▸ **Exercise task**: Do not copy the pictures; transcribe all other material exactly.

— Start Supplied data —

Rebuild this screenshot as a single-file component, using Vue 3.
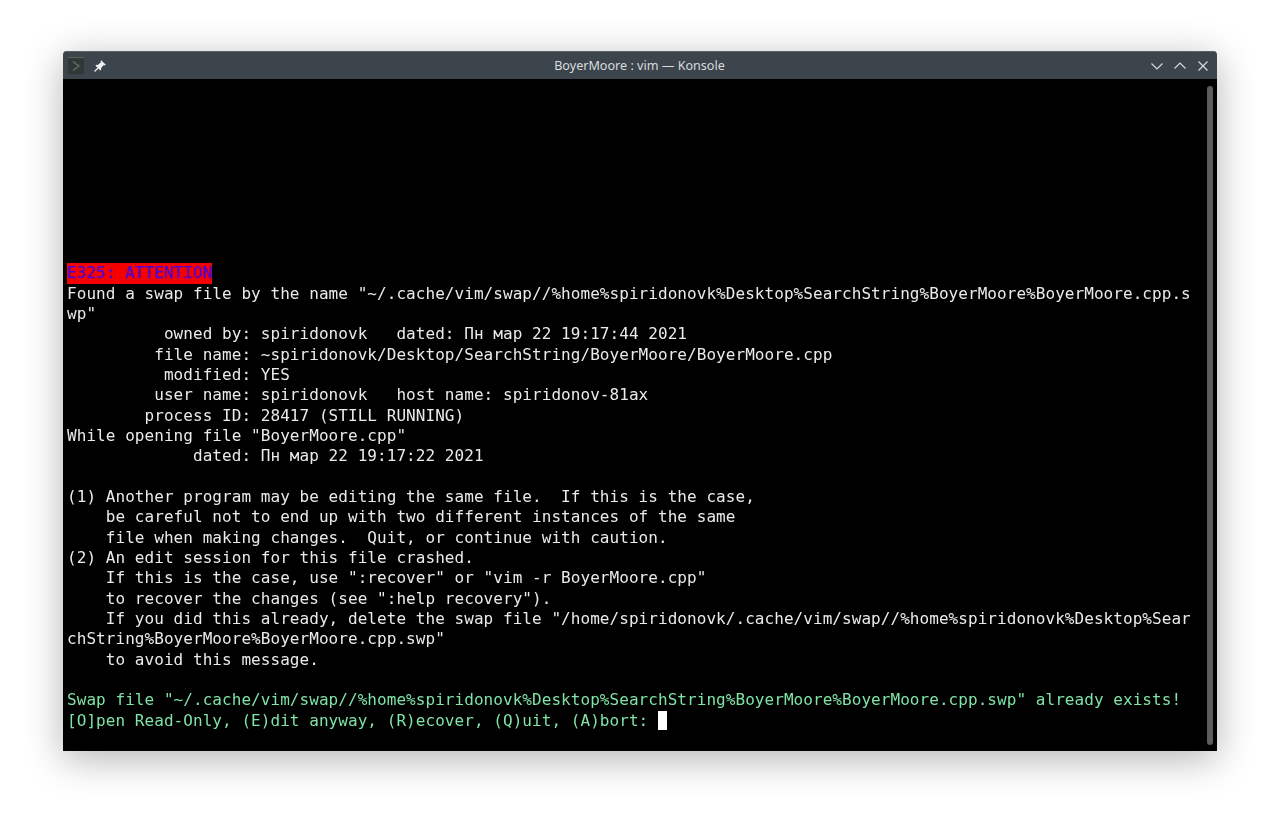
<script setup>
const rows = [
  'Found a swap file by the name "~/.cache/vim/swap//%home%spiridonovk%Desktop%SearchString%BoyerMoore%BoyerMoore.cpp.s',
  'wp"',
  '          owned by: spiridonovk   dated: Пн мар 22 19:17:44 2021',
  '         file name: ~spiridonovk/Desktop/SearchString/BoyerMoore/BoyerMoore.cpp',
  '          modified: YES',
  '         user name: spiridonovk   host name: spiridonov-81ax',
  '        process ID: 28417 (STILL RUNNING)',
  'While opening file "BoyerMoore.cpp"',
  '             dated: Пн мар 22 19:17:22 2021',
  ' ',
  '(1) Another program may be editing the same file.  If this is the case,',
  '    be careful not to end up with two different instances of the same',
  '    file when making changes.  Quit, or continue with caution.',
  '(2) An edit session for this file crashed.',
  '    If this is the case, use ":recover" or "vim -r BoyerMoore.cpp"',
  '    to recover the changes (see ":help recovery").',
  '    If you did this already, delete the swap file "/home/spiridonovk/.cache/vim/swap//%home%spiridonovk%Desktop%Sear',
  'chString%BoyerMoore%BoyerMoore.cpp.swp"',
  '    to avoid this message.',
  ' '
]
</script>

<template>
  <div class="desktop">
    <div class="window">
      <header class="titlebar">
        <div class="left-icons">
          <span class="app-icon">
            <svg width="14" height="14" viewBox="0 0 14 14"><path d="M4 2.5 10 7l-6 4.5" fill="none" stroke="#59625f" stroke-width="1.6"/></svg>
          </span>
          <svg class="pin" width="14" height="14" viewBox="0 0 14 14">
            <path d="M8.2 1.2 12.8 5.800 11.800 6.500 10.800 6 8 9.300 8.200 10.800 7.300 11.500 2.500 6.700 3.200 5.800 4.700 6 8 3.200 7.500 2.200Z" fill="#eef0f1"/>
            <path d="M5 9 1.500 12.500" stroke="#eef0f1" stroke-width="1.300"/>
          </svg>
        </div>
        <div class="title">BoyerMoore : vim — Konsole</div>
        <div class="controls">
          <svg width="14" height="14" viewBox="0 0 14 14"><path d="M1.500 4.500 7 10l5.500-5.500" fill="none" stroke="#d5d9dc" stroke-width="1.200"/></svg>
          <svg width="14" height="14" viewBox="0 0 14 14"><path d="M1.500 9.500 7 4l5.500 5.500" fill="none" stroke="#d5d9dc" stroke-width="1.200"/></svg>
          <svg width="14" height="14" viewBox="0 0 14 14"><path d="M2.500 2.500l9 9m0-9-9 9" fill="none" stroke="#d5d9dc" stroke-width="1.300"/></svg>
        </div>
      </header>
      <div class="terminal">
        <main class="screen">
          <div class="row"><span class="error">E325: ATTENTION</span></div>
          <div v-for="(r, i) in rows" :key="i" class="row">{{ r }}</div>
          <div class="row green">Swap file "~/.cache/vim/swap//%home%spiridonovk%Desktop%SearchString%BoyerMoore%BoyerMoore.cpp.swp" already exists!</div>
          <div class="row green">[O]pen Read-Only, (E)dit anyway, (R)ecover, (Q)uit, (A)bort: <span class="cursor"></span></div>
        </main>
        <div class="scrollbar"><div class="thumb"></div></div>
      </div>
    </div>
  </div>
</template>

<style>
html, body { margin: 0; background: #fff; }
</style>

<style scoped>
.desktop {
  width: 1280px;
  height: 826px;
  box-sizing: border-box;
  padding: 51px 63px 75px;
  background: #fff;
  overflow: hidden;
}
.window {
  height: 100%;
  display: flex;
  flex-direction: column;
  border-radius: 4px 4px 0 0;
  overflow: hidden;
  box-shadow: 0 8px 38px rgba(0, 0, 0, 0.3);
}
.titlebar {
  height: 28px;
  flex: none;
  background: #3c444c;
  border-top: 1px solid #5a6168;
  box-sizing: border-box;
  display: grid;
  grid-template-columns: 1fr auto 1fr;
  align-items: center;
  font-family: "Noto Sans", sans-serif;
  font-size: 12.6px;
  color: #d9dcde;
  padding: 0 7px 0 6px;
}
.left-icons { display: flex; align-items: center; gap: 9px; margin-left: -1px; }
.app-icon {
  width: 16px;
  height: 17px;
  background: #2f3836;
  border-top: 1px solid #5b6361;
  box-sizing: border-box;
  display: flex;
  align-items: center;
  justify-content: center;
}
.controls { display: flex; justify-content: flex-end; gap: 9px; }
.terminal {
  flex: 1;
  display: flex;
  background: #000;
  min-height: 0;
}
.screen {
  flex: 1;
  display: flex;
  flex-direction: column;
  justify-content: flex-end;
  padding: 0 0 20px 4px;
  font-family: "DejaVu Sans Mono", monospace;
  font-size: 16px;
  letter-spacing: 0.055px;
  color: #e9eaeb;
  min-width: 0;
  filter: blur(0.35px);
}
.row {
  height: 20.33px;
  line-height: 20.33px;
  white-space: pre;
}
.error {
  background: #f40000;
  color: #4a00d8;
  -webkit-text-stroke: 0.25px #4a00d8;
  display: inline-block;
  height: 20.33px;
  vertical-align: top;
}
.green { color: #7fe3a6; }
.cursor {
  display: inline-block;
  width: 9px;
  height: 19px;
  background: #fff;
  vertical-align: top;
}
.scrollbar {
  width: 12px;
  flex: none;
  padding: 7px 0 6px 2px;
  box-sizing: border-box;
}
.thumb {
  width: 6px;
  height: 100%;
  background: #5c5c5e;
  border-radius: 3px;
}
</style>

— End Supplied data —

▸ **Final answer**:
Rebuild this screenshot as a single-file component, using Vue 3.
<script setup>
const rows = [
  'Found a swap file by the name "~/.cache/vim/swap//%home%spiridonovk%Desktop%SearchString%BoyerMoore%BoyerMoore.cpp.s',
  'wp"',
  '          owned by: spiridonovk   dated: Пн мар 22 19:17:44 2021',
  '         file name: ~spiridonovk/Desktop/SearchString/BoyerMoore/BoyerMoore.cpp',
  '          modified: YES',
  '         user name: spiridonovk   host name: spiridonov-81ax',
  '        process ID: 28417 (STILL RUNNING)',
  'While opening file "BoyerMoore.cpp"',
  '             dated: Пн мар 22 19:17:22 2021',
  ' ',
  '(1) Another program may be editing the same file.  If this is the case,',
  '    be careful not to end up with two different instances of the same',
  '    file when making changes.  Quit, or continue with caution.',
  '(2) An edit session for this file crashed.',
  '    If this is the case, use ":recover" or "vim -r BoyerMoore.cpp"',
  '    to recover the changes (see ":help recovery").',
  '    If you did this already, delete the swap file "/home/spiridonovk/.cache/vim/swap//%home%spiridonovk%Desktop%Sear',
  'chString%BoyerMoore%BoyerMoore.cpp.swp"',
  '    to avoid this message.',
  ' '
]
</script>

<template>
  <div class="desktop">
    <div class="window">
      <header class="titlebar">
        <div class="left-icons">
          <span class="app-icon">
            <svg width="14" height="14" viewBox="0 0 14 14"><path d="M4 2.5 10 7l-6 4.5" fill="none" stroke="#59625f" stroke-width="1.6"/></svg>
          </span>
          <svg class="pin" width="14" height="14" viewBox="0 0 14 14">
            <path d="M8.2 1.2 12.8 5.800 11.800 6.500 10.800 6 8 9.300 8.200 10.800 7.300 11.500 2.500 6.700 3.200 5.800 4.700 6 8 3.200 7.500 2.200Z" fill="#eef0f1"/>
            <path d="M5 9 1.500 12.500" stroke="#eef0f1" stroke-width="1.300"/>
          </svg>
        </div>
        <div class="title">BoyerMoore : vim — Konsole</div>
        <div class="controls">
          <svg width="14" height="14" viewBox="0 0 14 14"><path d="M1.500 4.500 7 10l5.500-5.500" fill="none" stroke="#d5d9dc" stroke-width="1.200"/></svg>
          <svg width="14" height="14" viewBox="0 0 14 14"><path d="M1.500 9.500 7 4l5.500 5.500" fill="none" stroke="#d5d9dc" stroke-width="1.200"/></svg>
          <svg width="14" height="14" viewBox="0 0 14 14"><path d="M2.500 2.500l9 9m0-9-9 9" fill="none" stroke="#d5d9dc" stroke-width="1.300"/></svg>
        </div>
      </header>
      <div class="terminal">
        <main class="screen">
          <div class="row"><span class="error">E325: ATTENTION</span></div>
          <div v-for="(r, i) in rows" :key="i" class="row">{{ r }}</div>
          <div class="row green">Swap file "~/.cache/vim/swap//%home%spiridonovk%Desktop%SearchString%BoyerMoore%BoyerMoore.cpp.swp" already exists!</div>
          <div class="row green">[O]pen Read-Only, (E)dit anyway, (R)ecover, (Q)uit, (A)bort: <span class="cursor"></span></div>
        </main>
        <div class="scrollbar"><div class="thumb"></div></div>
      </div>
    </div>
  </div>
</template>

<style>
html, body { margin: 0; background: #fff; }
</style>

<style scoped>
.desktop {
  width: 1280px;
  height: 826px;
  box-sizing: border-box;
  padding: 51px 63px 75px;
  background: #fff;
  overflow: hidden;
}
.window {
  height: 100%;
  display: flex;
  flex-direction: column;
  border-radius: 4px 4px 0 0;
  overflow: hidden;
  box-shadow: 0 8px 38px rgba(0, 0, 0, 0.3);
}
.titlebar {
  height: 28px;
  flex: none;
  background: #3c444c;
  border-top: 1px solid #5a6168;
  box-sizing: border-box;
  display: grid;
  grid-template-columns: 1fr auto 1fr;
  align-items: center;
  font-family: "Noto Sans", sans-serif;
  font-size: 12.6px;
  color: #d9dcde;
  padding: 0 7px 0 6px;
}
.left-icons { display: flex; align-items: center; gap: 9px; margin-left: -1px; }
.app-icon {
  width: 16px;
  height: 17px;
  background: #2f3836;
  border-top: 1px solid #5b6361;
  box-sizing: border-box;
  display: flex;
  align-items: center;
  justify-content: center;
}
.controls { display: flex; justify-content: flex-end; gap: 9px; }
.terminal {
  flex: 1;
  display: flex;
  background: #000;
  min-height: 0;
}
.screen {
  flex: 1;
  display: flex;
  flex-direction: column;
  justify-content: flex-end;
  padding: 0 0 20px 4px;
  font-family: "DejaVu Sans Mono", monospace;
  font-size: 16px;
  letter-spacing: 0.055px;
  color: #e9eaeb;
  min-width: 0;
  filter: blur(0.35px);
}
.row {
  height: 20.33px;
  line-height: 20.33px;
  white-space: pre;
}
.error {
  background: #f40000;
  color: #4a00d8;
  -webkit-text-stroke: 0.25px #4a00d8;
  display: inline-block;
  height: 20.33px;
  vertical-align: top;
}
.green { color: #7fe3a6; }
.cursor {
  display: inline-block;
  width: 9px;
  height: 19px;
  background: #fff;
  vertical-align: top;
}
.scrollbar {
  width: 12px;
  flex: none;
  padding: 7px 0 6px 2px;
  box-sizing: border-box;
}
.thumb {
  width: 6px;
  height: 100%;
  background: #5c5c5e;
  border-radius: 3px;
}
</style>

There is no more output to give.